Skip Customer Interviews: Alternative Validation Methods

Ditch biased customer interviews! Uncover real user needs by mining public reviews and unbundling bloated software for untapped product opportunities.

The Problem with "The Mom Test"

Founders hear it all the time: "get out of the building" and talk to customers. But while face-to-face interviews can offer some insights, they have big downsides. For one, they're slow. Setting up, doing, and transcribing calls eats up weeks. Plus, they're easily biased. As Rob Fitzpatrick explains in The Mom Test, people often lie to spare your feelings, or they describe what they wish they'd do instead of what they actually do.

You don't need to interrogate strangers to validate an idea. In fact, passive research often provides clearer data precisely because you're seeing behavior that happened naturally, without an interviewer present.

Mining Public Grievances

Your future customers are already airing their grievances in public. They're leaving honest, often specific feedback on review platforms like G2, Capterra, and Trustpilot. Unlike a direct interview, where someone might struggle to put their finger on a problem, a review is usually unfiltered.

Focus on 3-star and 4-star reviews for established enterprise software. These users generally like the product but consistently hit the same snags. Look for recurring themes in their complaints, like:
* "I barely use 10% of the features, but I'm paying for the whole suite."
* "The interface for [specific feature] is clunky and slow."
* "I wish there was a simpler way to just do [X] without all the setup."

These aren't just complaints; they're direct requests for new products.

The Unbundling Strategy

The best way to turn passive research into a product is "unbundling." This means finding a single, valuable feature buried within a complex, expensive software suite and spinning it out as its own product.

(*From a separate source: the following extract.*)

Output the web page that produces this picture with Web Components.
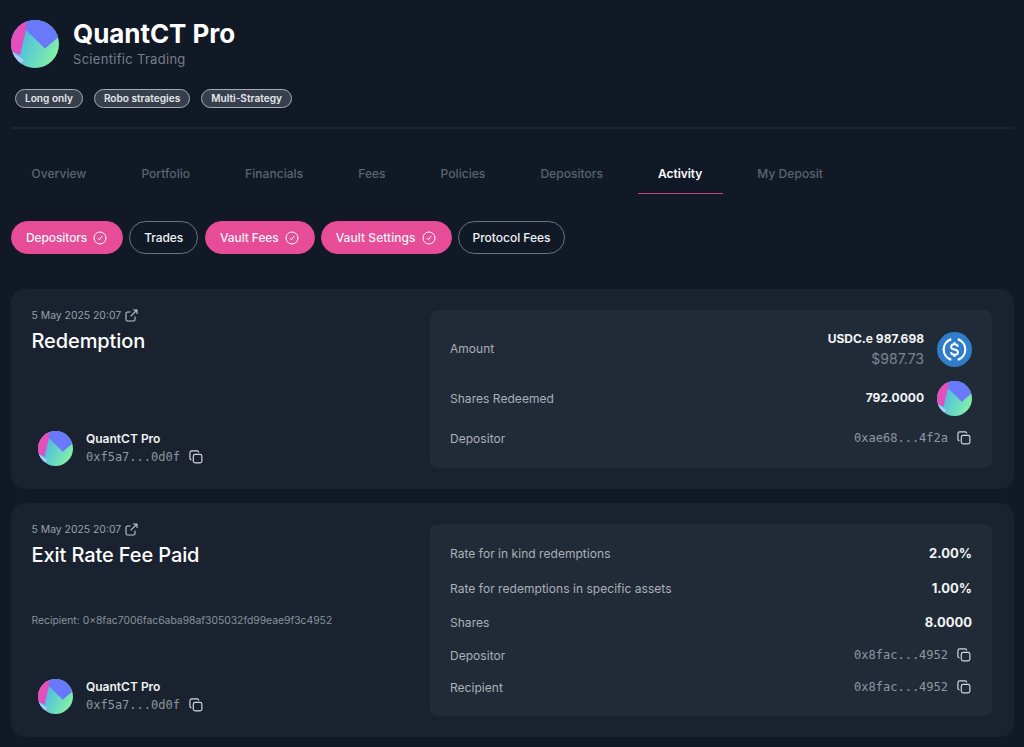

Craigslist is a classic example. It got unbundled into Airbnb (housing), Tinder (personals), and Indeed (jobs). Today, the real opportunity is in unbundling massive B2B SaaS platforms.

When you dig into competitor reviews, you're not just hunting for bugs. You're looking for features users love but can't fully access because of the price or complexity of the main product. If a marketing agency pays $1,000 a month for a suite but only uses its reporting tool, a standalone reporting tool for $50 a month is a clear, validated business idea.

Automating the Analysis

Manual analysis quickly hits its limits. Sifting through 5,000 reviews for a Salesforce competitor to spot patterns can take dozens of hours. That's where AI truly shines.

Tools like Feature2Product analyze thousands of G2 reviews instantly. Instead of developers guessing which features matter, AI pinpoints high-demand capabilities users are already asking for. It quantifies that demand, giving you a "productizability" score and an estimate of the build effort.

This approach skips the guesswork in the validation phase. You don't need to ask, "Would you buy this?" You can just look at the data and realize, "They're already trying to buy this, but the market currently forces them into a bloated suite."

Watch What They Do, Not What They Say

Behavioral data beats stated intent every time. When someone writes a review complaining about a missing feature or a clunky workflow, they're expressing real, active pain. Building solutions for these verified problems dramatically reduces the risk of creating something nobody wants. You can skip those awkward coffee shop interviews and go straight to solving problems that already exist.